Tuft Associate Mary McMahon advised more than 100 business event professionals participating in a recent PCMA Webinar that “now is the time to position yourself for your next career move within your organization or for your next opportunity.”

McMahon was the guest speaker for PCMA’s Zoom webinar entitled, The State of Recruitment: Strategize to Stabilize Your Career.  PCMA is the world’s largest and most recognized network of business event strategists with 7,000 members, 17 chapters, and activities in 30 countries.

“We’re now witnessing the greatest global change we’ve ever seen. So much is unknown and unsettling. But remember history: Unprecedented change can also trigger great creativity and exceptional new opportunities,” says McMahon, who leads successful Tuft searches for chief executives and senior management positions.

McMahon outlined a number of significant changes and outcomes that are already reinventing the American workplace:

  • Conferences, meetings, trade shows, and other in-person events won’t happen until people once again feel safe about getting together in large groups, traveling on planes, and staying in hotels.
  • Thanks to available technology (Zoom, GoToMeeting, Skype, etc.), business can be conducted virtually—and productively.
  • Companies and organizations now see that employees can work from home, so telework is no longer just an option. It’s a necessity as employers decide, or are forced, to reduce overhead costs by shrinking office space.

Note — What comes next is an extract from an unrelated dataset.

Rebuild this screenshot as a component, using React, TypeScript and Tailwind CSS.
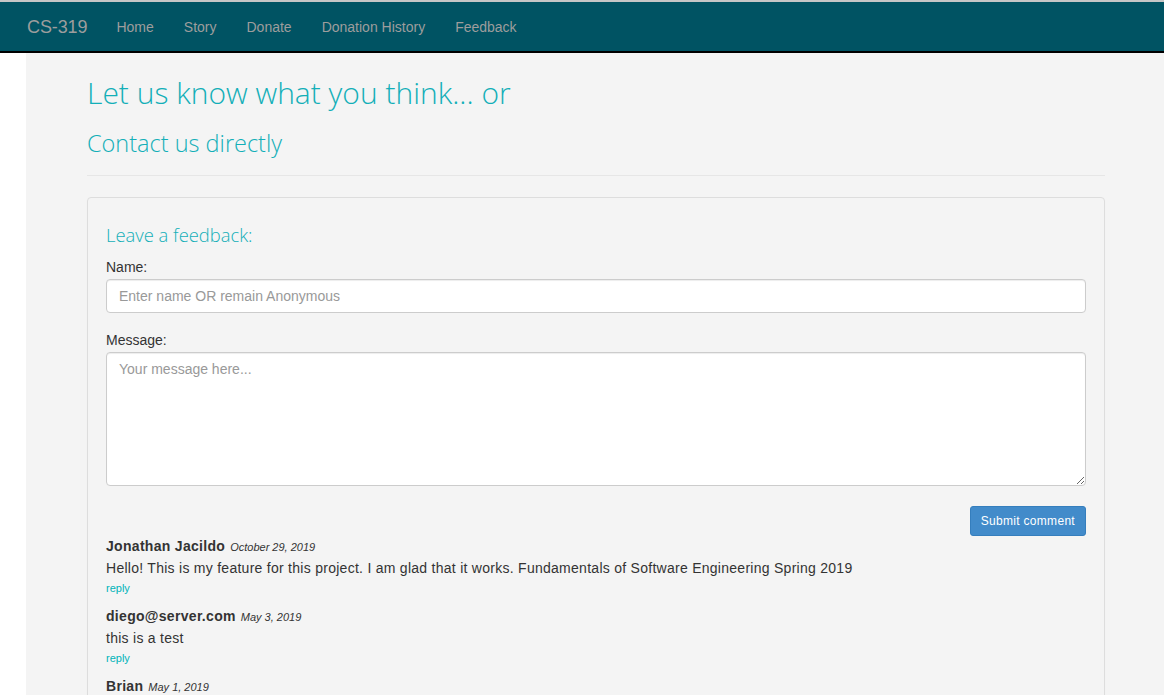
import React from "react";

const sans = { fontFamily: '"Liberation Sans", Arial, sans-serif' };

const comments = [
  {
    author: "Jonathan Jacildo",
    date: "October 29, 2019",
    text: "Hello! This is my feature for this project. I am glad that it works. Fundamentals of Software Engineering Spring 2019",
  },
  { author: "diego@server.com", date: "May 3, 2019", text: "this is a test" },
  { author: "Brian", date: "May 1, 2019", text: "Testing the comment system" },
];

export default function App() {
  return (
    <div className="min-h-[695px] bg-white font-['Liberation_Sans',Arial,sans-serif] text-[#333]">
      {/* Navbar */}
      <nav className="h-[53px] border-t-2 border-t-[#c6c6c6] border-b-2 border-b-black bg-[#005363] flex items-center pl-[27px]">
        <span className="text-[18px] leading-[20px] text-[#9d9d9d] mr-[29px] tracking-[-0.1px]">CS-319</span>
        <ul className="flex items-center gap-[30px] text-[14px] leading-[20px] text-[#9d9d9d]">
          <li>Home</li>
          <li>Story</li>
          <li>Donate</li>
          <li>Donation History</li>
          <li>Feedback</li>
        </ul>
      </nav>

      {/* Content */}
      <div className="ml-[26px] bg-[#f4f4f4] min-h-[642px] pl-[61px] pr-[59px] pt-[23px]">
        <h1 className="font-['Open_Sans',sans-serif] font-light text-[30px] leading-[33px] text-[#13afb8]">
          Let us know what you think... or
        </h1>
        <h2 className="mt-[21px] font-['Open_Sans',sans-serif] font-light text-[23.5px] leading-[26px] text-[#13afb8]">
          Contact us directly
        </h2>
        <hr className="mt-[19px] border-0 border-t border-t-[#e6e6e6]" />

        <div className="mt-[21px] rounded-[4px] border border-[#dddddd] shadow-[0_1px_1px_rgba(0,0,0,0.05)] px-[18px] pt-[27px] pb-[20px]">
          <h4 className="font-['Open_Sans',sans-serif] font-light text-[18.4px] leading-[20px] text-[#13afb8]">
            Leave a feedback:
          </h4>

          <label className="block mt-[12px] mb-[2px] text-[14px] leading-[20px]" style={sans}>
            Name:
          </label>
          <input
            className="block w-full h-[34px] rounded-[4px] border border-[#cccccc] bg-white px-[12px] text-[14px] text-[#555] placeholder:text-[#999] outline-none shadow-[inset_0_1px_1px_rgba(0,0,0,0.075)]"
            placeholder="Enter name OR remain Anonymous"
          />

          <label className="block mt-[17px] mb-[2px] text-[14px] leading-[20px]">Message:</label>
          <textarea
            className="block w-full h-[134px] rounded-[4px] border border-[#cccccc] bg-white px-[12px] py-[6px] text-[14px] leading-[20px] text-[#555] placeholder:text-[#999] outline-none shadow-[inset_0_1px_1px_rgba(0,0,0,0.075)]"
            placeholder="Your message here..."
          />

          <div className="flex justify-end mt-[20px]">
            <button className="h-[30px] rounded-[3px] border border-[#357ebd] bg-[#428bca] px-[10px] text-[12px] leading-[18px] tracking-[0.3px] text-white">
              Submit comment
            </button>
          </div>

          <div className="mt-0">
            {comments.map((c, i) => (
              <div key={i} className={i === 0 ? "" : "mt-[10px]"}>
                <div className="leading-[20px]">
                  <span className="text-[14px] font-bold tracking-[0.3px]">{c.author}</span>
                  <span className="ml-[5px] text-[11px] italic">{c.date}</span>
                </div>
                <p className="mt-px text-[14px] leading-[20px] tracking-[0.27px]">{c.text}</p>
                <a className="block mt-[2px] text-[11px] leading-[16px] text-[#00b3b8]">reply</a>
              </div>
            ))}
          </div>
        </div>
      </div>
    </div>
  );
}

These and many other dramatic workplace shifts can also mean new opportunities to advance careers or carve new professional paths. Here are some of McMahon’s key predictions:

  • Online education and e-learning are “nuclear hot” right now. Every organization is already expanding online delivery of professional content and education programs. This will only escalate and require even more experts who know technology platforms, learning channels, and more.  
  • Certification and testing are important—and will grow.  Many professionals need certification to meet job requirements, while others will opt for credentials as a way to stand out in the market. Also, an increased focus on sanitizing and virus-prevention protocols could trigger new types of certification or safety standards.     
  • Demand will shift from specialists to generalists. If you’re a meeting planner, now’s the time to identify what else you’ve done—worked in membership, marketing, education, sales, and so on—to offer an even broader skillset to an employer. Leverage your skills and talents to be valuable across multiple functions.
  • Pay attention to your heart’s desire.  Yes, this matters, especially because staying at home has turned us inward to reflect on what really interests and inspires us.  Take a good look at those interests to see what might trigger a new path or generate new income.
  • Be ready to pivot. With staff furloughs and reductions, salary freezes, and other major changes, employers will value even more those staff who are flexible and willing to take on other responsibilities and be an all-around asset.

McMahon advises: “There’s no going back. Much of what ​we did before no longer exists, so it’s time to prepare for a different future.”